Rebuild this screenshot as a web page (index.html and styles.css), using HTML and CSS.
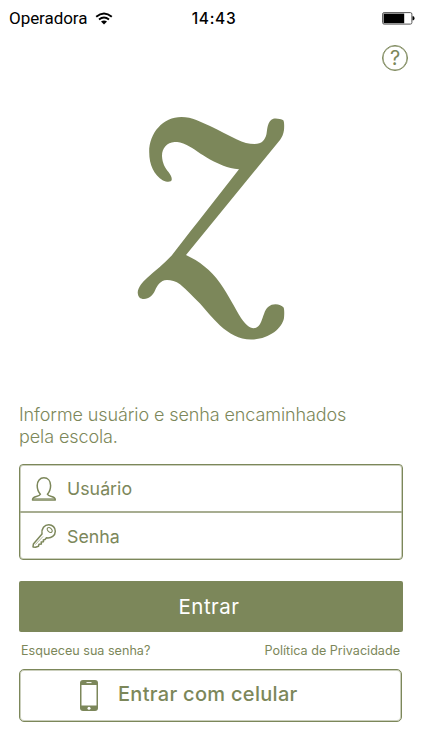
FILE: index.html
```html
<!DOCTYPE html>
<html lang="pt-BR">
<head>
  <meta charset="UTF-8">
  <meta name="viewport" content="width=device-width, initial-scale=1.0">
  <title>Entrar</title>
  <link rel="stylesheet" href="styles.css">
</head>
<body>
  <header class="status-bar">
    <div class="carrier">
      <span class="carrier-name">Operadora</span>
      <svg class="wifi" width="18" height="13" viewBox="0 0 18 13">
        <path d="M1.2 4.7Q9 -1.8 16.8 4.7M4 7.6Q9 3.6 14 7.6" fill="none" stroke="#000" stroke-width="1.9"/>
        <path d="M6 9.6Q9 7.3 12 9.6L9 12.6Z"/>
      </svg>
    </div>
    <span class="clock">14:43</span>
    <svg class="battery" width="33" height="13" viewBox="0 0 33 13">
      <rect x=".6" y=".6" width="29.3" height="11.5" rx="1.5" fill="#fff" stroke="#555" stroke-width="1"/>
      <rect x="1.6" y="1.6" width="20.6" height="9.6"/>
      <path d="M30.5 4.2h1q1 .5 1 2t-1 2h-1z"/>
    </svg>
  </header>

  <div class="top-bar">
    <button class="help" type="button">?</button>
  </div>

  <main class="login">
    <svg class="logo" width="150" height="226" viewBox="136 115 150 226">
      <path d="M273.3 118.8C276 118 281 119 283.3 120.2C284.3 122 284.3 126 284 130C283.5 134 282 137 280 140L186 255C199 261 211 270 220 283C229 296 235 308 241 318C247 327 253 330.500 258 326.500C261 324 262 319 264 314C266 307.500 270 304.200 275.500 304.200C279 304.200 282 305.500 283.600 307.500C284.500 310 284.300 314 284 318C282 329 268 339.500 251 339.500C239 339.500 229 333.500 220 325.500C212 318 206 310 200 303.500C193 297 187 290 180 284.300C176 281.500 171 280.100 167 280.100C160 280.500 157.500 285.500 155 290.500C153 295 149 299 144 299C140 299 138 297 137.700 292.500C138 287 143 281.500 147 278C155 270.500 164 264 171.700 255.500C180 245 188 234 197 223L239 169.200C227 168.500 219 164 210 159.500C201 154.500 194 148.500 186.700 145C182 142.500 178 142 174.500 142C167 142.500 162 148 162 156C162.300 163 165 168 168.500 172C170.500 174.500 172.500 178 171.500 180.500C170 182.300 166.500 181.900 163 180.400C154 175 149.200 165 149.200 152C149.200 133 163 117 181.500 117C192 117 201 122 210 126C220 131 228 135 237 139.500C243 142.500 249 144 254.500 144C262 144 265 140 266.500 134C267.500 128 267.500 121 273.300 118.800Z"/>
    </svg>

    <p class="message">Informe usuário e senha encaminhados pela escola.</p>

    <form class="form">
      <div class="fields">
        <label class="field">
          <svg class="field-icon" width="26" height="26" viewBox="0 0 26 26">
            <path d="M9.400 18.200C7.300 16 6.200 13 6.200 9.600C6.200 4.900 9 1.800 12.900 1.800S19.600 4.900 19.600 9.600C19.600 13 18.500 16 16.400 18.200Q17 19.600 20.500 20.400Q24.300 21.300 24.300 23.900H1.500Q1.500 21.300 5.300 20.400Q8.800 19.600 9.400 18.200Z"/>
            <path d="M2.300 22.600H23.500" stroke-width=".7"/>
          </svg>
          <input class="input" type="text" placeholder="Usuário">
        </label>
        <label class="field">
          <svg class="field-icon" width="26" height="26" viewBox="0 0 26 26">
            <path d="M11 11C10.200 5.500 13.500 1.700 17.800 1.700C21.600 1.700 24.300 4.700 24.300 8.200C24.300 12.500 20.500 15.500 15.500 14.800L14 16.600L12.300 16.900L12.500 18.700L10.200 19L10.400 21L8 21.200L7.500 23.300L4.500 24.300L2 23.900L2.400 21Z"/>
            <ellipse cx="18.700" cy="7" rx="2.900" ry="1.900" transform="rotate(45 18.700 7)" stroke-width="1"/>
            <path d="M4.200 21.700L12 13.500" stroke-width=".6"/>
          </svg>
          <input class="input" type="password" placeholder="Senha">
        </label>
      </div>
      <button class="btn btn-primary" type="button">Entrar</button>
      <div class="links">
        <a class="link">Esqueceu sua senha?</a>
        <a class="link">Política de Privacidade</a>
      </div>
      <button class="btn btn-outline" type="button">
        <svg class="phone" width="18" height="31" viewBox="0 0 18 31">
          <rect width="18" height="31" rx="3" fill="#7c875a"/>
          <rect x="1.500" y="5" width="15" height="20.500" fill="#fff"/>
          <path d="M6.500 2.600h5" stroke="#fff" stroke-width="1"/>
          <circle cx="9" cy="28.200" r="1.500" fill="#fff"/>
        </svg>
        <span>Entrar com celular</span>
      </button>
    </form>
  </main>
</body>
</html>
```
FILE: styles.css
```css
* {
  box-sizing: border-box;
}
body {
  margin: 0;
  min-height: 750px;
  background: #fff;
  color: #7c875a;
  font-family: Inter, "Liberation Sans", sans-serif;
}
.status-bar {
  display: grid;
  grid-template-columns: 1fr auto 1fr;
  align-items: center;
  height: 36px;
  padding: 0 7px 0 9px;
  color: #000;
}
.carrier {
  display: flex;
  align-items: center;
  gap: 8px;
}
.carrier-name {
  font-family: Roboto, sans-serif;
  font-size: 17px;
  letter-spacing: -0.05px;
}
.clock {
  padding-left: 4px;
  font-size: 15.5px;
  font-weight: 500;
  letter-spacing: 0.7px;
}
.battery {
  justify-self: end;
}
.top-bar {
  display: flex;
  justify-content: flex-end;
  padding: 9px 14px 0 0;
}
.help {
  width: 26px;
  height: 26px;
  padding: 0;
  border: 1px solid #7c875a;
  border-radius: 50%;
  box-shadow: inset 0 0 0 0.5px #7c875a;
  background: none;
  color: #7c875a;
  font-family: Inter, sans-serif;
  font-size: 20px;
  line-height: 24px;
}
.login {
  padding: 44px 19px 0 19px;
}
.logo {
  display: block;
  margin-left: 117px;
  fill: #7c875a;
}
.message {
  width: 345px;
  margin: 63px 0 16px;
  font-size: 18px;
  font-weight: 300;
  letter-spacing: -0.1px;
  line-height: 22px;
}
.fields {
  height: 96px;
  border: 1px solid #7c875a;
  border-radius: 4px;
  box-shadow: inset 0 0 0 1px rgba(124, 135, 90, 0.4);
}
.field {
  display: flex;
  align-items: center;
  gap: 10px;
  height: 47px;
  padding-left: 11px;
}
.field + .field {
  height: 48px;
  margin-top: -1px;
  border-top: 2px solid #a7ad91;
}
.field-icon {
  fill: none;
  stroke: #7c875a;
  stroke-width: 1.5;
  stroke-linejoin: round;
}
.input {
  flex: 1;
  min-width: 0;
  padding: 0;
  border: 0;
  outline: 0;
  background: none;
  font-family: inherit;
  font-size: 17.8px;
}
.input::placeholder {
  color: #7c875a;
}
.btn {
  display: flex;
  align-items: center;
  width: 100%;
  padding: 0;
  font-family: inherit;
}
.btn-primary {
  justify-content: center;
  height: 51px;
  margin-top: 21px;
  padding: 0 4px 1px 0;
  border: 0;
  border-radius: 2px;
  background: #7c875a;
  color: #fff;
  font-size: 20.5px;
  font-weight: 400;
  letter-spacing: 0.5px;
}
.links {
  display: flex;
  justify-content: space-between;
  padding: 11px 3px 10px 2px;
}
.link {
  font-size: 12.6px;
  line-height: 16px;
}
.btn-outline {
  gap: 20px;
  width: 383px;
  height: 53px;
  padding: 0 0 1px 60px;
  border: 1px solid #7c875a;
  border-radius: 5px;
  box-shadow: inset 0 0 0 1px rgba(124, 135, 90, 0.4);
  background: #fff;
  color: #7c875a;
  font-size: 20px;
  font-weight: 500;
  letter-spacing: 0.3px;
}
.btn-outline span {
  padding-bottom: 2px;
}
```
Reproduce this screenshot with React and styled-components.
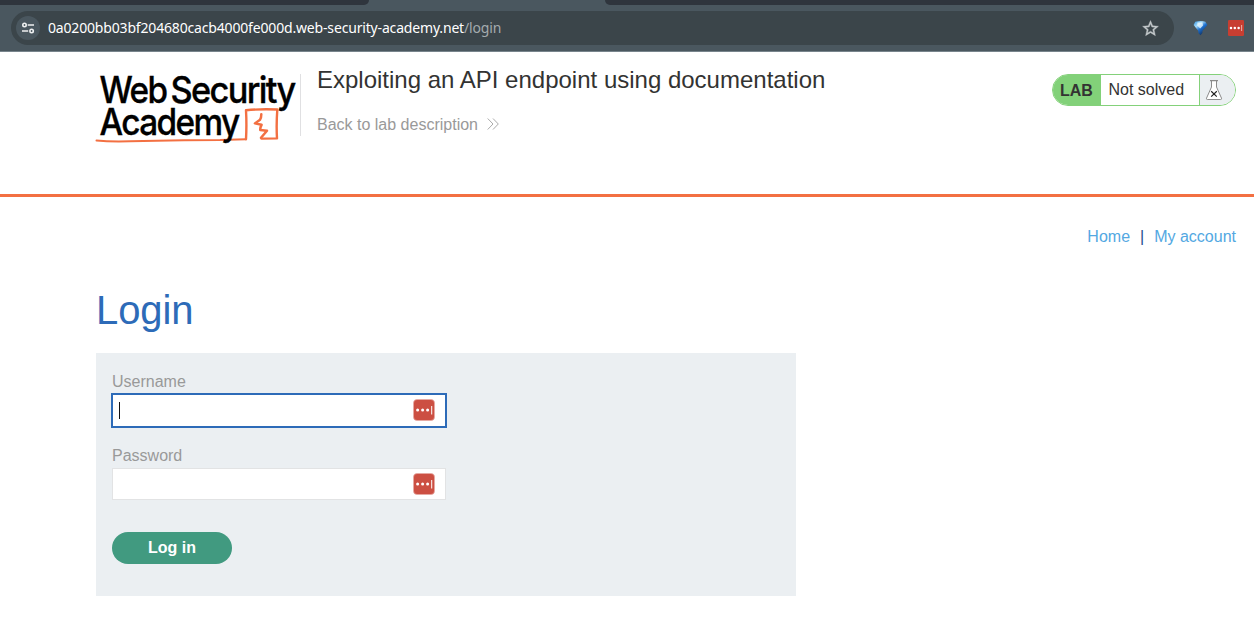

_Directive:_
Only a number is expected here: the count of lines in the listing that hold the string "this".

_Exercise answer:_
2